• TO BE DONE: What is the number of lines containing the word "React"? Give that number alone.

* * * * * * * * *

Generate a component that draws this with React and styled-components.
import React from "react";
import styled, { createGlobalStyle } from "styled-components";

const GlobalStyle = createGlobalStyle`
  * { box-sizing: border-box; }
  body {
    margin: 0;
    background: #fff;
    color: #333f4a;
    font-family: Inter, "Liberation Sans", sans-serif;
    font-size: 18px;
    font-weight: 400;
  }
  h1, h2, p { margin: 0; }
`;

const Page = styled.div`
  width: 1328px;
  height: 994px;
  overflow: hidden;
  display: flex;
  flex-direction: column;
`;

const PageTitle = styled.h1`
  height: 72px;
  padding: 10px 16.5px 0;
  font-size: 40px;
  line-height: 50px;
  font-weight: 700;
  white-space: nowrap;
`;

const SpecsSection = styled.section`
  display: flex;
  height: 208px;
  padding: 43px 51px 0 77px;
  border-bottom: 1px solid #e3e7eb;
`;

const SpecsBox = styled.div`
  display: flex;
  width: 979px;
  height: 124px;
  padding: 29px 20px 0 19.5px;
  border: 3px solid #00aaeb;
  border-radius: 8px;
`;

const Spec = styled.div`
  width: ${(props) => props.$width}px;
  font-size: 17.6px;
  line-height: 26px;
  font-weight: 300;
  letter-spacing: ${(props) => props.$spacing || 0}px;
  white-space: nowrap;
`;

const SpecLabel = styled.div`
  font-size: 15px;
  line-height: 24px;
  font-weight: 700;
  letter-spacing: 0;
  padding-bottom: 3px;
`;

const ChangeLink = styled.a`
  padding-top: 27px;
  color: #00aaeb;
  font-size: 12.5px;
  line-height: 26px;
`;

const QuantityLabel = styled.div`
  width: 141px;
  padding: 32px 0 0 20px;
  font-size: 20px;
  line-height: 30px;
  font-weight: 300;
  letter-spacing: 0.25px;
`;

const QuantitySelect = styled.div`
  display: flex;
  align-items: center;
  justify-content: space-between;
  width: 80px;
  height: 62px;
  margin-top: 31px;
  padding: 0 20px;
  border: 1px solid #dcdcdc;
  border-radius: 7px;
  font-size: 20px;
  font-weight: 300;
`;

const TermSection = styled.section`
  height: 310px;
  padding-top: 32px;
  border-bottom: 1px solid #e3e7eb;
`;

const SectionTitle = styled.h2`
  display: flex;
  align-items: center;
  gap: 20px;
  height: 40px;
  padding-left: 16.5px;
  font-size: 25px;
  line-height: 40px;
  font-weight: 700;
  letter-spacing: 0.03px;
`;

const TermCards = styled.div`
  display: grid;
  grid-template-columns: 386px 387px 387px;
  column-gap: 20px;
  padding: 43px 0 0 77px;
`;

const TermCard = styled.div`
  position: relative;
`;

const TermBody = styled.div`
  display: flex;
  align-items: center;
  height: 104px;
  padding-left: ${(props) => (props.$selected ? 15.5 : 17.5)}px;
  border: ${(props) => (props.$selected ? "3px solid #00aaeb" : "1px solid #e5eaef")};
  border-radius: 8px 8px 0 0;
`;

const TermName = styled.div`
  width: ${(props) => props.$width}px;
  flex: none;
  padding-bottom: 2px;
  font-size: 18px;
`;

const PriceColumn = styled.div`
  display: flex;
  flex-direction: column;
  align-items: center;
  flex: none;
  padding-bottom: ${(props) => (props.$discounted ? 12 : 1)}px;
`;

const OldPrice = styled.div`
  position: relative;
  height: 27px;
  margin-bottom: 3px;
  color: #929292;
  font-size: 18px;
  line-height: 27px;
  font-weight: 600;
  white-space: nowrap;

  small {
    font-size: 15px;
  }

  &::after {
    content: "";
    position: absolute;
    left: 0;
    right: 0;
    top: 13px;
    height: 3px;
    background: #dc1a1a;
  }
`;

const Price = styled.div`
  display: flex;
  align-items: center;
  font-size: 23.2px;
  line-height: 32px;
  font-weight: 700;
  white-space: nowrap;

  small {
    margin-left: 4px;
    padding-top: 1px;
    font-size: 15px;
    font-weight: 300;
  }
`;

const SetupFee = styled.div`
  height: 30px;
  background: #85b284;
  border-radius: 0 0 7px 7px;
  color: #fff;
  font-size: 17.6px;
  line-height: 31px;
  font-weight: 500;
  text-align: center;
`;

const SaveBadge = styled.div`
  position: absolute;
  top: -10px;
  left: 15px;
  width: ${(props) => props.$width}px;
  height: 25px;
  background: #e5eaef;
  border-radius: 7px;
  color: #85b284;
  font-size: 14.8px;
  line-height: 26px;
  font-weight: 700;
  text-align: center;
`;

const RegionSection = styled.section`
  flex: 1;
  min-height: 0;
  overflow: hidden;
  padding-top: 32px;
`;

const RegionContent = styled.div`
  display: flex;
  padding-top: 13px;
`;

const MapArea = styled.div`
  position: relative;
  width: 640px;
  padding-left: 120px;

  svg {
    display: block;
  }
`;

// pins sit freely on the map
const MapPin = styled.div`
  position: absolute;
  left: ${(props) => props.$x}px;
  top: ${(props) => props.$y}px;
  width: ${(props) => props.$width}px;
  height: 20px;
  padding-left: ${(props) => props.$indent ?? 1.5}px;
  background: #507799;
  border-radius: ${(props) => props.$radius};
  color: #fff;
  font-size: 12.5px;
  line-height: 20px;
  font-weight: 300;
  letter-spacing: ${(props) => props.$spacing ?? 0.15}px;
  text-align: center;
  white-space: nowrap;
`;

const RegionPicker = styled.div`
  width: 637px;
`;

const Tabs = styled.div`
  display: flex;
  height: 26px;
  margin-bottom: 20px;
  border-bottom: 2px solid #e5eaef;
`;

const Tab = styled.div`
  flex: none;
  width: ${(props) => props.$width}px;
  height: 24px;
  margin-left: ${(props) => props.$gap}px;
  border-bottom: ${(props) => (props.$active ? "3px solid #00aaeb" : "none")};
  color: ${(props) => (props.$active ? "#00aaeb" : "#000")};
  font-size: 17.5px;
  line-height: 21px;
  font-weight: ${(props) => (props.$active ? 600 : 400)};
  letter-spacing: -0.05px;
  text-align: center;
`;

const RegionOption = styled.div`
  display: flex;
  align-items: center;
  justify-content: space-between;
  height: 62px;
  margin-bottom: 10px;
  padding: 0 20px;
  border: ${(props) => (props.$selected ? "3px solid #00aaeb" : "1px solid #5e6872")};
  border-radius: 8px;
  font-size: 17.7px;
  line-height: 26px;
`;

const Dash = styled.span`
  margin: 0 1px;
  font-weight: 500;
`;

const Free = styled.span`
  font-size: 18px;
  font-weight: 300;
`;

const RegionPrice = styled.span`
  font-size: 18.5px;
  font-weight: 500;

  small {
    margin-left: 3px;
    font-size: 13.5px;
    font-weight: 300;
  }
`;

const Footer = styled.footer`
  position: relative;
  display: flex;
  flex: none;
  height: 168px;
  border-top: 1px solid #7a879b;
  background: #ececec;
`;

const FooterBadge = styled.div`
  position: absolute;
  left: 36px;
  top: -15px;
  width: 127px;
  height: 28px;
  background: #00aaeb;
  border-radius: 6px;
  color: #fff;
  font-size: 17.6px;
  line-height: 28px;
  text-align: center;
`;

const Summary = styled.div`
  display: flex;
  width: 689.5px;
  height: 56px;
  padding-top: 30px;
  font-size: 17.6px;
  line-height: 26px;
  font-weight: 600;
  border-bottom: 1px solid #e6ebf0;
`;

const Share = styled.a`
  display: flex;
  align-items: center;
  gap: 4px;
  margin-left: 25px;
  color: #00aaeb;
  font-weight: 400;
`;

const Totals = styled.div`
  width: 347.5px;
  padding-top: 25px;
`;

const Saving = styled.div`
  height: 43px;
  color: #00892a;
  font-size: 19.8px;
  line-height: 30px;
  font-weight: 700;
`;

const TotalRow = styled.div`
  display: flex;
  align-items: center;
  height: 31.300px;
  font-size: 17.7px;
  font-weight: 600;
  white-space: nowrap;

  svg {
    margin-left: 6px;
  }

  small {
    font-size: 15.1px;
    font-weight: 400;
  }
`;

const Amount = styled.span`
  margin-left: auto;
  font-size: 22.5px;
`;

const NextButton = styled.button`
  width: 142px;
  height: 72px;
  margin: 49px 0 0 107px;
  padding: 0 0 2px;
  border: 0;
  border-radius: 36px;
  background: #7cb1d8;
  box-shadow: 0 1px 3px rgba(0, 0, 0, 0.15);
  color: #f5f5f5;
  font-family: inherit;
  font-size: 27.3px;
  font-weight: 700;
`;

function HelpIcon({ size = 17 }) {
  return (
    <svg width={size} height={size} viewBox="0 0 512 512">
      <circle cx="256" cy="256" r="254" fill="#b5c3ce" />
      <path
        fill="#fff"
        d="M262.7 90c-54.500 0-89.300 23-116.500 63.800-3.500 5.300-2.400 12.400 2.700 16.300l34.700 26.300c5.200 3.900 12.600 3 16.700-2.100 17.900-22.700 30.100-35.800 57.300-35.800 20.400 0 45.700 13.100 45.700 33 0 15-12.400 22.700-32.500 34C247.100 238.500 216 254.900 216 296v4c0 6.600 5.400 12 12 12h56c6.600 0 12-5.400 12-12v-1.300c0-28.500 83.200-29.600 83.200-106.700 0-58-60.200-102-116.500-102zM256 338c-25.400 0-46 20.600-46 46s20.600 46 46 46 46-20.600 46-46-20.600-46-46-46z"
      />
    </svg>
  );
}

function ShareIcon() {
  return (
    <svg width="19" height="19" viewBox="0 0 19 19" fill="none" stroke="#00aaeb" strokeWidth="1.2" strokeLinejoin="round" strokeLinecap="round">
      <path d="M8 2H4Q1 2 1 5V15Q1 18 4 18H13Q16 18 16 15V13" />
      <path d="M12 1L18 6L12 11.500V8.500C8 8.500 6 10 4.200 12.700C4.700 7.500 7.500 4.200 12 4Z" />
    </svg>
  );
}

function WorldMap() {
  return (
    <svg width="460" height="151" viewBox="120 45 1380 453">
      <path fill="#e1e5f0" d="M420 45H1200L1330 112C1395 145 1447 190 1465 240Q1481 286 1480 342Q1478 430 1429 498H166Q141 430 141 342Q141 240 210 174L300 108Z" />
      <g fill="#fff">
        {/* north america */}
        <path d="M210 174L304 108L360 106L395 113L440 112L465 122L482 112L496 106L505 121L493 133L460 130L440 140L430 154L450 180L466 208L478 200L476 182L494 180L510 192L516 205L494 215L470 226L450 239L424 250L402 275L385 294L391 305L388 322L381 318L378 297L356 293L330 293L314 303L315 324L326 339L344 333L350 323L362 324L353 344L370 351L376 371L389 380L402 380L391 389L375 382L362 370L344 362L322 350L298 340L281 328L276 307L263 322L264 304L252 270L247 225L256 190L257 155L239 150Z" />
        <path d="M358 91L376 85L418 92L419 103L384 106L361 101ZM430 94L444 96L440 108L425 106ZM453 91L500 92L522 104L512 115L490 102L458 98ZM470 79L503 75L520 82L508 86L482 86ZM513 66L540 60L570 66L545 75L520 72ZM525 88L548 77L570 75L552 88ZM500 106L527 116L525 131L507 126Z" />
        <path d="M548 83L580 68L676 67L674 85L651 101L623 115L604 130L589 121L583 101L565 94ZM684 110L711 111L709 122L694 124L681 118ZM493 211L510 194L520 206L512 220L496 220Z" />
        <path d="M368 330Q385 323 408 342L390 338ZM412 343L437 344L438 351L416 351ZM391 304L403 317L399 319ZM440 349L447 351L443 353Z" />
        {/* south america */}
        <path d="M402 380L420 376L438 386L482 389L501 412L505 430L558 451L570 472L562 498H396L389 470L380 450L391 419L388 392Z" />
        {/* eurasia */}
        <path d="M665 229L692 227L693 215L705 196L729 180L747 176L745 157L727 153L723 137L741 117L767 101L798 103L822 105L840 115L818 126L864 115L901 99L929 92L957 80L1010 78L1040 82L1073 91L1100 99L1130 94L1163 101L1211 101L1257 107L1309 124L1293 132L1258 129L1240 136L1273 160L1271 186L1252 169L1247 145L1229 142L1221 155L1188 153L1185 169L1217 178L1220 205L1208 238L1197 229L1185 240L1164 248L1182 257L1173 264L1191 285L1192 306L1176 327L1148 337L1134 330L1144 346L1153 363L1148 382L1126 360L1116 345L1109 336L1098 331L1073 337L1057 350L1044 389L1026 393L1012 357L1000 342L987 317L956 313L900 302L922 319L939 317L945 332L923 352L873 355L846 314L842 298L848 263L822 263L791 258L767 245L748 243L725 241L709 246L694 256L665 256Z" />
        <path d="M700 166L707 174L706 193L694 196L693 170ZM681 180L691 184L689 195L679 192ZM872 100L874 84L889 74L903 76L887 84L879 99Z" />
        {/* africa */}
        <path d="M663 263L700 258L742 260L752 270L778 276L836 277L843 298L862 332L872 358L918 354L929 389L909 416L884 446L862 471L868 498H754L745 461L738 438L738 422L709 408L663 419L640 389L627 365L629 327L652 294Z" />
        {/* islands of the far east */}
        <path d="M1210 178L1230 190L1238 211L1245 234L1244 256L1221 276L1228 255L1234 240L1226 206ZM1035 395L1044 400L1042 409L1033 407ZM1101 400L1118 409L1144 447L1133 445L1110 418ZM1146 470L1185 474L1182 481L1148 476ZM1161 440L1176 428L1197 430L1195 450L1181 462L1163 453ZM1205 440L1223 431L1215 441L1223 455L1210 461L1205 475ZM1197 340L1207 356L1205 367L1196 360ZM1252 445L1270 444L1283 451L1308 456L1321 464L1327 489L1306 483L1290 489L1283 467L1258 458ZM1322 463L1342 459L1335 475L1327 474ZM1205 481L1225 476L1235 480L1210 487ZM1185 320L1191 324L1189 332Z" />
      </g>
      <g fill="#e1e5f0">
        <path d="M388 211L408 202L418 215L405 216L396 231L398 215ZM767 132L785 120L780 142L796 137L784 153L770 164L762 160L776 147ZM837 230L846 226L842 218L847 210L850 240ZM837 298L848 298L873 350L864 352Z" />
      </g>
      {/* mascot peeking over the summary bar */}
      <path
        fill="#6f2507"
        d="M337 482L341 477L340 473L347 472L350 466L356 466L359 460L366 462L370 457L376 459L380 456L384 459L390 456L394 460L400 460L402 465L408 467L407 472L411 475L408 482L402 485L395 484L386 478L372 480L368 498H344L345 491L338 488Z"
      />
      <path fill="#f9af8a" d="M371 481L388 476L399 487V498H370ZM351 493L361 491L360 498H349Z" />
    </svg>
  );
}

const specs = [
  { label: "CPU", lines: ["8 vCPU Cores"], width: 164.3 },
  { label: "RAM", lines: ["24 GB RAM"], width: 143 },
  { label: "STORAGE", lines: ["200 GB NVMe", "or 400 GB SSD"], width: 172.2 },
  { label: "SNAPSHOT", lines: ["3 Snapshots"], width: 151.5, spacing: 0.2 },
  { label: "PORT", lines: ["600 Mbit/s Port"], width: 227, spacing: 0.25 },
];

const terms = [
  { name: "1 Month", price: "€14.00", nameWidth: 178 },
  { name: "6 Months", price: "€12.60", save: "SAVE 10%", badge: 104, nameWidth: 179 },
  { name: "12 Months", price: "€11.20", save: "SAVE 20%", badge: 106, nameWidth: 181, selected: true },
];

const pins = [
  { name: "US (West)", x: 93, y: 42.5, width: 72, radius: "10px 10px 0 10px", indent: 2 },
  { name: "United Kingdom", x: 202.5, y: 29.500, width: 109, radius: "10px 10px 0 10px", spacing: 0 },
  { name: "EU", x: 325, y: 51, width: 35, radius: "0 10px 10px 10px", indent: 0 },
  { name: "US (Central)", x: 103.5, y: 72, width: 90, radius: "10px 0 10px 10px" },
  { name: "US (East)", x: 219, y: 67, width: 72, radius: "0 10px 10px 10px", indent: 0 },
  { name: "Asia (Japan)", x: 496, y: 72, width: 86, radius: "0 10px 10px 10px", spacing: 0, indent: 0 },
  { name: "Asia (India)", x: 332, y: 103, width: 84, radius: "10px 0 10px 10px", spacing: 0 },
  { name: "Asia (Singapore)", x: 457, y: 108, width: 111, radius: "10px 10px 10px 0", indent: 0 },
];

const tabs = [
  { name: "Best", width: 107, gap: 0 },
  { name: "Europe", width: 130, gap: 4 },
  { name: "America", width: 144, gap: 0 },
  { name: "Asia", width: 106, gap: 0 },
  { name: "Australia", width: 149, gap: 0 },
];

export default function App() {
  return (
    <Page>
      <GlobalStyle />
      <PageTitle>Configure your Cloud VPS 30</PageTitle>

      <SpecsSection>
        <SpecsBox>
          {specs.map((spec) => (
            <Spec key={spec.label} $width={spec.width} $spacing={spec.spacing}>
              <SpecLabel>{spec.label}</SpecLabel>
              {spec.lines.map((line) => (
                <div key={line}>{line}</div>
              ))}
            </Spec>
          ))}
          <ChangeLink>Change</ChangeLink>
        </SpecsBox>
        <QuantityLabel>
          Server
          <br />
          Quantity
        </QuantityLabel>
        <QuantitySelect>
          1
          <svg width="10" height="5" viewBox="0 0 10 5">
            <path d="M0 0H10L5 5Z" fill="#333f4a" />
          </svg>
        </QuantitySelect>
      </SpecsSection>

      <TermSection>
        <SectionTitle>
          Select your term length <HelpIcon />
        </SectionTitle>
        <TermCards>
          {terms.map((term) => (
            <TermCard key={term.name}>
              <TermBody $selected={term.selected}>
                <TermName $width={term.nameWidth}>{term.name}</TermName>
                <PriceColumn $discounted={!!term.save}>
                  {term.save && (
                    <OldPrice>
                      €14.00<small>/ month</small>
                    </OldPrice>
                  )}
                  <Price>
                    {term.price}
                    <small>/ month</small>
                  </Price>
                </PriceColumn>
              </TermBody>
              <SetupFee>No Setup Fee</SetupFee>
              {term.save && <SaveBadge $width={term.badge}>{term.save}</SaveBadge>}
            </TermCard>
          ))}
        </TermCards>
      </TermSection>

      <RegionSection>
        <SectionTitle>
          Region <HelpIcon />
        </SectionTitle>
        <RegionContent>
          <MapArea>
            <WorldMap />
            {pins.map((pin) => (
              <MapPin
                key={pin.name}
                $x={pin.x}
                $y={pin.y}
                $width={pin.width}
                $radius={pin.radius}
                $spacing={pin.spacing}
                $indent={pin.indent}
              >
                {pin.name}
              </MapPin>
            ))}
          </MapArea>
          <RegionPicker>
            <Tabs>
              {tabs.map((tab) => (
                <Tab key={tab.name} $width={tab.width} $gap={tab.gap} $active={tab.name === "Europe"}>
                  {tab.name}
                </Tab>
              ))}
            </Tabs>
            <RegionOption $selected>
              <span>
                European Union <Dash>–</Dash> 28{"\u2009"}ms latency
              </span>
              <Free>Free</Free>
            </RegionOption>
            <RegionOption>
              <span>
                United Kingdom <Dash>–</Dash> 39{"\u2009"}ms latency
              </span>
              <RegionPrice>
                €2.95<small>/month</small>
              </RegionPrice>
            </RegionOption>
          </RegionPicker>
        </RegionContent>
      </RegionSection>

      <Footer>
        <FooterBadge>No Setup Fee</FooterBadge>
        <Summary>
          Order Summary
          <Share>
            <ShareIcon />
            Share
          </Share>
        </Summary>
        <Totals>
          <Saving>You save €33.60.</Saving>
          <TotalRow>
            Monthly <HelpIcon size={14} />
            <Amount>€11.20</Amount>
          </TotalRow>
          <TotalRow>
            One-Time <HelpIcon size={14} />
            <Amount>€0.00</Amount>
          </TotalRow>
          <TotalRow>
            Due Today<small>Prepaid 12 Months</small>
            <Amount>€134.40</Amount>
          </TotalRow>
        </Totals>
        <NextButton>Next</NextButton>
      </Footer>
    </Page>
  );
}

* * * * * * * * *

• RESULT OF THE EXERCISE: 2